The Interaction: Which One Wins?

Here’s a common point of confusion: what happens if both are set? The semantics are actually quite logical. The Job controller is watching two conditions: “Have we hit the backoffLimit?” and “Has the activeDeadlineSeconds timer expired?” Whichever happens first wins.

Imagine a Job with backoffLimit: 10 and activeDeadlineSeconds: 300. If the Pod fails quickly every 10 seconds, you’ll hit the backoffLimit (11 total attempts) long before the 5-minute deadline, and the Job fails due to BackoffLimitExceeded. Conversely, if each Pod runs for 4 minutes but hangs, the first Pod will be terminated after 5 minutes by the activeDeadlineSeconds, and the Job fails with DeadlineExceeded. It only got one attempt, but the clock ran out.

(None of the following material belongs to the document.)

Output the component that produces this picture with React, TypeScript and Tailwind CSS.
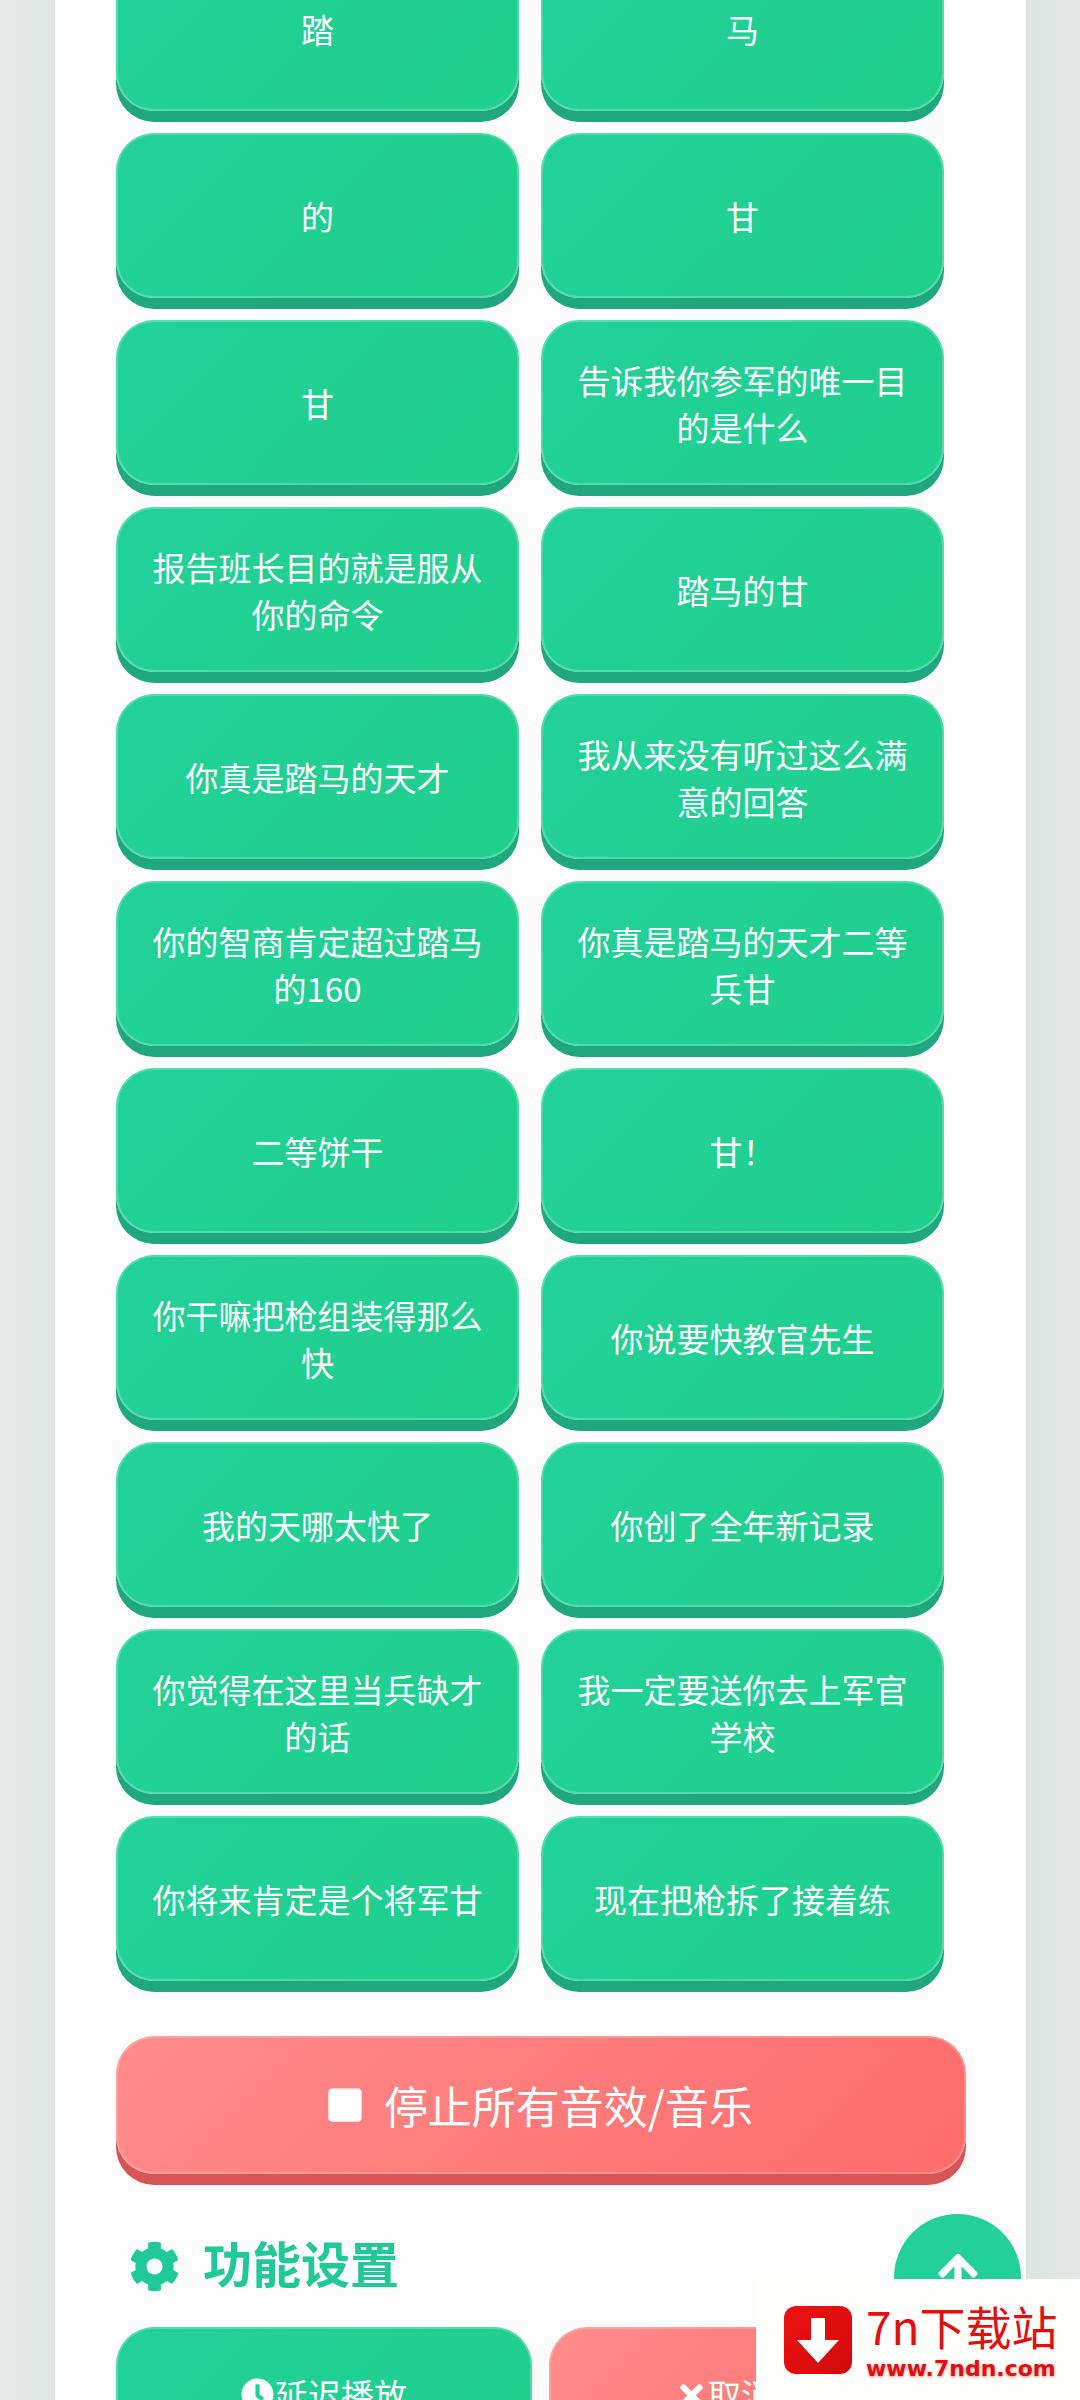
import { FaArrowUp, FaClock, FaCog, FaStop, FaTimes } from 'react-icons/fa'

const sounds = [
  '踏', '马',
  '的', '甘',
  '甘', '告诉我你参军的唯一目的是什么',
  '报告班长目的就是服从你的命令', '踏马的甘',
  '你真是踏马的天才', '我从来没有听过这么满意的回答',
  '你的智商肯定超过踏马的160', '你真是踏马的天才二等兵甘',
  '二等饼干', '甘！',
  '你干嘛把枪组装得那么快', '你说要快教官先生',
  '我的天哪太快了', '你创了全年新记录',
  '你觉得在这里当兵缺才的话', '我一定要送你去上军官学校',
  '你将来肯定是个将军甘', '现在把枪拆了接着练',
]

const green =
  'bg-[linear-gradient(135deg,#22d199,#1fcf8c)] shadow-[inset_0_0_0_2px_rgba(255,255,255,0.22),0_11px_0_#1fa87d]'
const red =
  'bg-[linear-gradient(135deg,#ff8c8c,#ff6b6b)] shadow-[inset_0_0_0_2px_rgba(255,255,255,0.2),0_11px_0_#d85555]'

export default function App() {
  return (
    <div className="relative flex h-[2400px] w-[1080px] overflow-hidden bg-[linear-gradient(90deg,#e7e9e8_0%,#dde5e2_5%,#dde5e2_96%,#e2e6e4_100%)] font-['Noto_Sans_CJK_SC','Noto_Sans',sans-serif] text-white">
      <main className="ml-[55px] w-[971px] bg-[#fcfcfd] pl-[61px] pr-[60px]">
        <div className="-mt-[54px] grid grid-cols-[403px_403px] gap-x-[22px] gap-y-[22px]">
          {sounds.map((label, i) => (
            <button
              key={i}
              className={`flex h-[165px] items-center justify-center rounded-[38px] px-[30px] pt-[2px] text-center text-[33px] leading-[47px] ${green}`}
            >
              {label}
            </button>
          ))}
        </div>

        <button
          className={`mt-[55px] flex h-[138px] w-[850px] items-center justify-center gap-[20px] rounded-[38px] pr-[3px] text-[44px] leading-none ${red}`}
        >
          <FaStop size={38} />
          <span>停止所有音效/音乐</span>
        </button>

        <h2 className="mt-[68px] flex h-[49px] items-center gap-[23px] pl-[13px] text-[49px] font-bold leading-none text-[#20c997]">
          <FaCog size={51} className="shrink-0" />
          <span className="pb-[10px]">功能设置</span>
        </h2>

        <div className="mt-[36px] grid grid-cols-[416px_417px] gap-x-[17px]">
          <button className={`flex h-[164px] items-start justify-center rounded-[38px] pt-[44px] text-[33px] leading-[47px] ${green}`}>
            <FaClock size={33} className="mr-px mt-[7px]" />
            延迟播放
          </button>
          <button className={`flex h-[164px] items-start justify-center rounded-[38px] pt-[44px] text-[33px] leading-[47px] ${red}`}>
            <FaTimes size={33} className="mt-[8px]" />
            取消延迟
          </button>
        </div>
      </main>

      {/* back to top */}
      <button className="absolute left-[894px] top-[2214px] flex h-[127px] w-[127px] items-center justify-center rounded-full bg-[#22d098] pb-[8px]">
        <FaArrowUp size={46} />
      </button>

      {/* watermark */}
      <div className="absolute left-[756px] top-[2279px] flex h-[121px] w-[324px] items-center bg-[#fefefc] pl-[28px]">
        <div className="flex h-[68px] w-[68px] shrink-0 items-center justify-center rounded-[12px] bg-gradient-to-br from-[#ee1212] to-[#d10a0a]">
          <svg viewBox="0 0 68 68" className="h-[68px] w-[68px]">
            <path d="M27 12h14v22h14L34 57 13 34h14z" fill="#fff" />
          </svg>
        </div>
        <div className="ml-[14px] flex flex-col">
          <span className="text-[46px] leading-[56px] text-[#e30f0f]">7n下载站</span>
          <span className="mt-[2px] font-['DejaVu_Sans',sans-serif] text-[22px] font-bold leading-[27px] text-[#e30f0f] [text-shadow:0_1px_3px_rgba(180,0,0,0.45)]">
            www.7ndn.com
          </span>
        </div>
      </div>
    </div>
  )
}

Best Practices and Pitfalls

Always set backoffLimit. The default is 6, which is fine, but I explicitly set it every time to signal that I’ve thought about it. For Jobs you never want to retry (e.g., ones that are non-idempotent), you can set it to 0.
Use activeDeadlineSeconds for any Job that has a known maximum runtime. If your data pipeline should never take more than 2 hours, give it a 7200-second deadline. This is a basic hygiene practice.
restartPolicy: OnFailure is usually a trap. For Jobs, you almost always want Never. Why? Because a restart of the container inside the same Pod hides the failure from the Job controller. The Job sees one Pod that ran for a long time with many internal restarts, not multiple distinct failures. This breaks the retry logic and monitoring. Let the Pod fail so the Job controller can do its job properly.
The biggest pitfall is not looking at the failure reason. When a Job fails, kubectl describe job <job-name>. Look at the Events and the status conditions. It will tell you explicitly if it failed because of BackoffLimitExceeded or DeadlineExceeded. This is your first clue for debugging. Did we retry too much, or did we run out of time?

These two fields are what separate a hobbyist setup from a robust one. They are the mechanisms that allow you to deploy batch workloads with confidence, knowing they have well-defined failure modes and can’t accidentally burn your cluster to the ground. Use them. Your database admin will thank you.